Since 2008, China has levied the same rate of 25 percent on foreign and Chinese companies. Before that, Chinese companies were subjected to a rate of 33 percent, while foreign companies enjoyed various deductions that cut their de facto levy.

Ernst & Young's Bu said China's tax reform on personal income is merely the next step moving in that same direction.

"It won't be a one-off elimination of the gap," Bu said. "But I think that maybe in several years there won't be a gap at all on individual income taxes."

China set the individual income threshold at 800 yuan in 1980, when that kind of pay was still a pipedream for most Chinese.

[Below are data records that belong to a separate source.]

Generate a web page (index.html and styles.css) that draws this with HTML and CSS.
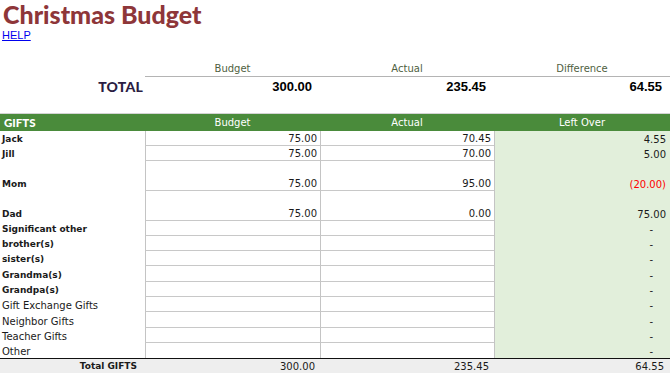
FILE: index.html
```html
<!DOCTYPE html>
<html>
<head>
<meta charset="utf-8">
<link rel="stylesheet" href="styles.css">
</head>
<body>
<h1 class="title">Christmas Budget</h1>
<a class="help" href="#">HELP</a>

<div class="summary">
  <div class="s-head"></div>
  <div class="s-head">Budget</div>
  <div class="s-head">Actual</div>
  <div class="s-head">Difference</div>
  <div class="s-total">TOTAL</div>
  <div class="s-val">300.00</div>
  <div class="s-val">235.45</div>
  <div class="s-val">64.55</div>
</div>

<div class="sheet">
  <div class="hd hd-first">GIFTS</div>
  <div class="hd">Budget</div>
  <div class="hd">Actual</div>
  <div class="hd">Left Over</div>

  <div class="c lbl b r1">Jack</div><div class="c num r1">75.00</div><div class="c num r1">70.45</div><div class="c left r1">4.55</div>
  <div class="c lbl b r1">Jill</div><div class="c num r1">75.00</div><div class="c num r1">70.00</div><div class="c left r1">5.00</div>
  <div class="c lbl b r2">Mom</div><div class="c num r2">75.00</div><div class="c num r2">95.00</div><div class="c left neg r2">(20.00)</div>
  <div class="c lbl b r2">Dad</div><div class="c num r2">75.00</div><div class="c num r2">0.00</div><div class="c left r2">75.00</div>
  <div class="c lbl b r1">Significant other</div><div class="c num r1"></div><div class="c num r1"></div><div class="c left dash r1">-</div>
  <div class="c lbl b r1">brother(s)</div><div class="c num r1"></div><div class="c num r1"></div><div class="c left dash r1">-</div>
  <div class="c lbl b r1">sister(s)</div><div class="c num r1"></div><div class="c num r1"></div><div class="c left dash r1">-</div>
  <div class="c lbl b r1b">Grandma(s)</div><div class="c num r1b"></div><div class="c num r1b"></div><div class="c left dash r1b">-</div>
  <div class="c lbl b r1">Grandpa(s)</div><div class="c num r1"></div><div class="c num r1"></div><div class="c left dash r1">-</div>
  <div class="c lbl r1">Gift Exchange Gifts</div><div class="c num r1"></div><div class="c num r1"></div><div class="c left dash r1">-</div>
  <div class="c lbl r1b">Neighbor Gifts</div><div class="c num r1b"></div><div class="c num r1b"></div><div class="c left dash r1b">-</div>
  <div class="c lbl r1">Teacher Gifts</div><div class="c num r1"></div><div class="c num r1"></div><div class="c left dash r1">-</div>
  <div class="c lbl r1 last">Other</div><div class="c num r1 last"></div><div class="c num r1 last"></div><div class="c left dash r1 last">-</div>

  <div class="t t-lbl">Total GIFTS</div>
  <div class="t t-num">300.00</div>
  <div class="t t-num">235.45</div>
  <div class="t t-num t-end">64.55</div>
</div>
</body>
</html>
```
FILE: styles.css
```css
* { box-sizing: border-box; }
html, body { margin: 0; padding: 0; background: #fff; }
body {
  width: 670px;
  height: 373px;
  overflow: hidden;
  font-family: "DejaVu Sans", "Liberation Sans", sans-serif;
  color: #1a1a1a;
}
.title {
  margin: 0;
  padding: 0 0 0 3px;
  font-family: Lato, "DejaVu Sans", sans-serif;
  font-weight: 900;
  font-size: 25px;
  line-height: 28px;
  color: #8e3639;
  letter-spacing: 0;
}
.help {
  display: block;
  width: max-content;
  margin: 1px 0 0 2px;
  font-family: "Liberation Sans", Arial, sans-serif;
  font-size: 11px;
  line-height: 13px;
  color: #0000ee;
}
.summary {
  display: grid;
  grid-template-columns: 145px 175px 174px 176px;
  margin-top: 20px;
}
.s-head {
  height: 15px;
  font-size: 10px;
  line-height: 14px;
  text-align: center;
  color: #4f5f3f;
  border-bottom: 1px solid #b4b4b4;
}
.s-head:first-child { border-bottom: none; }
.s-total {
  height: 19px;
  font-family: Lato, "DejaVu Sans", sans-serif;
  font-weight: 900;
  font-size: 14px;
  line-height: 20px;
  text-align: right;
  padding-right: 2px;
  color: #2b1d43;
  letter-spacing: 0.2px;
}
.s-val {
  height: 19px;
  font-family: "Liberation Sans", Arial, sans-serif;
  font-weight: bold;
  font-size: 13px;
  line-height: 20px;
  text-align: right;
  padding-right: 8px;
  color: #000;
}
.sheet {
  display: grid;
  grid-template-columns: 145px 175px 174px 176px;
  margin-top: 17px;
  border-top: 1px solid #d4d4d4;
}
.hd {
  height: 17px;
  background: #4a8b3b;
  color: #fff;
  font-size: 10px;
  line-height: 17px;
  text-align: center;
}
.hd-first {
  text-align: left;
  padding-left: 4px;
  font-family: Lato, "DejaVu Sans", sans-serif;
  font-weight: 900;
  font-size: 11.5px;
}
.c {
  display: flex;
  align-items: flex-end;
  font-size: 10px;
  line-height: 13px;
}
.r1 { height: 15px; }
.r1b { height: 16px; }
.r2 { height: 30px; }
.lbl { padding-left: 2px; color: #1a1a1a; }
.b { font-weight: bold; font-size: 9px; line-height: 12px; padding-bottom: 1px; }
.num {
  justify-content: flex-end;
  padding-right: 3px;
  border-left: 1px solid #c4c4c4;
  border-bottom: 1px solid #c8c8c8;
}
.num.last { border-bottom: none; }
.left {
  justify-content: flex-end;
  padding-right: 4px;
  background: #e2efdb;
  border-left: 1px solid #c4c4c4;
}
.neg { color: #f00; }
.dash { padding-right: 17px; }
.t {
  height: 16px;
  background: #eeeeee;
  border-top: 1px solid #111;
  font-size: 10px;
  line-height: 15px;
}
.t-lbl {
  font-weight: bold;
  font-size: 9px;
  text-align: right;
  padding-right: 8px;
}
.t-num {
  text-align: right;
  padding-right: 5px;
}
.t-end { padding-right: 6px; }
```
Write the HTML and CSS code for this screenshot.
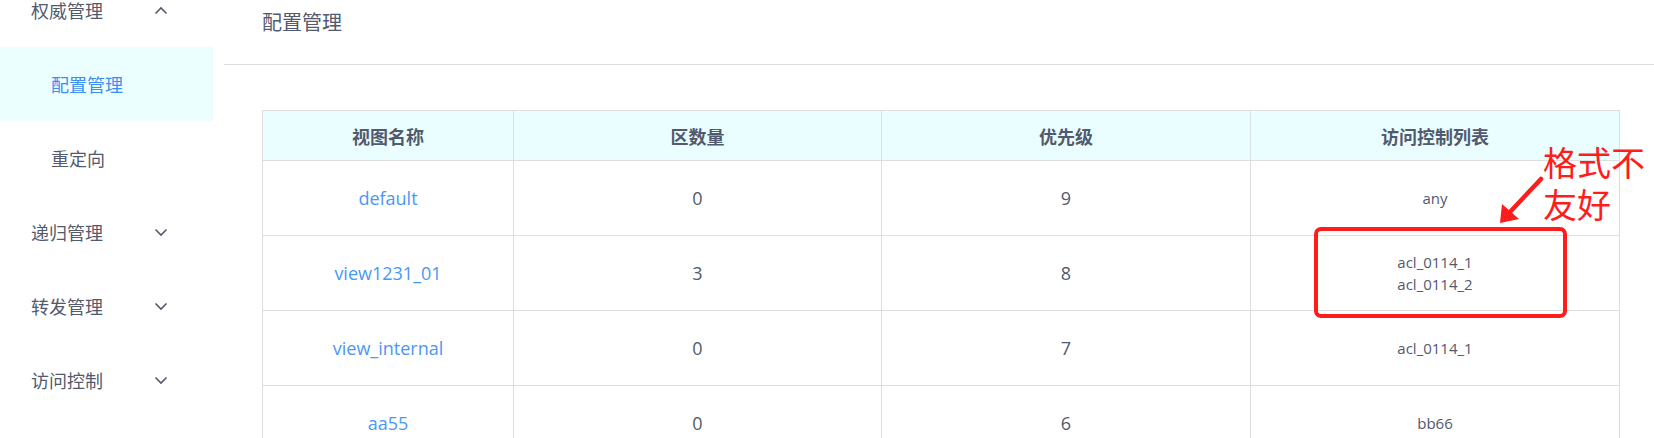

Those were the days when China pulled out all the stops to attract foreigners to work in what was then a much more backward country with few amenities to offer.

In 1987, China granted a 50 percent exemption on the expat income tax. That concession was scrapped in 1994 and replaced by a 3,200-yuan deduction over the Chinese deduction amount.

The additional deduction benefit was kept unchanged until 2008, when the threshold for Chinese was rising and the differential for expats was cut to 2,800 yuan.

Deloitte's Xu argues that China still needs foreign expertise as it tries to build modern financial and business structures.

"To better attract international talent, it is important that expats are provided with reasonable tax relief and an appropriate balance is struke between the need to alleviate the tax burden for the less well off and the need not to overtax expats unduly," she said.